Pada 2021 perekonomian belum pulih merata karena beberapa wilayah seperti Bali dan Papua Barat masih mengalami kontraksi, sementara wilayah lain seperti Maluku Utara, Papua, dan Sulawesi Tengah telah tumbuh di atas 10 persen.
"Subsektor industri juga masih ada yang terkontraksi sedemikian rupa," katanya pada Diskusi Publik Forum Masyarakat Statistik yang dipantau di Jakarta, Senin.
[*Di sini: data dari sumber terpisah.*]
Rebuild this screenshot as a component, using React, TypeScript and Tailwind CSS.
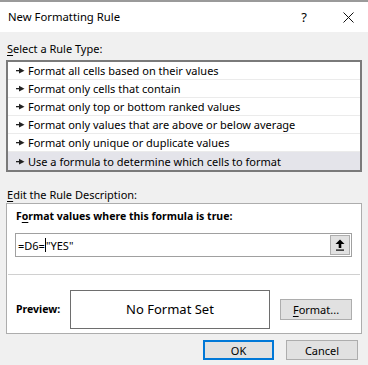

Indonesia juga menghadapi scarring effect akibat COVID-19 berupa penurunan produktivitas, hilangnya pekerjaan, hilangnya hasil belajar, pemulihan dunia usaha yang lambat, serta sistem kesehatan nasional yang mesti dibenahi.
Selain itu, lanjutnya, terdapat penyebaran COVID-19 varian Omicron yang lebih cepat dari varian lain, meski gejala penyakit yang ditimbulkan tidak separah varian Delta.
"Perekonomian global diperkirakan akan melambat pada 2022 dan 2023 yang menimbulkan resiko hard landing bagi negara berkembang," imbuhnya.
China juga mempercepat peralihan kepada Energi Baru dan Terbarukan (EBT) karena ingin segera mencapai target emisi karbon nol dengan perkembangan teknologi yang telah memadai.
Namun pada saat yang sama peralihan ini akan mengganggu kinerja perusahaan yang masih menghasilkan emisi karbon.
Sementara itu Bank sentral Amerika Serikat, Federal Reserve (Fed) akan menaikkan suku bunga dan melakukan tapering off yang berpotensi menyebabkan capital outflow bagi Indonesia.
"Namun mudah-mudahan kita dapat lebih tahan menghadapi perkembangan The Fed," kata Kepala Bappenas Suharso Monoarfa.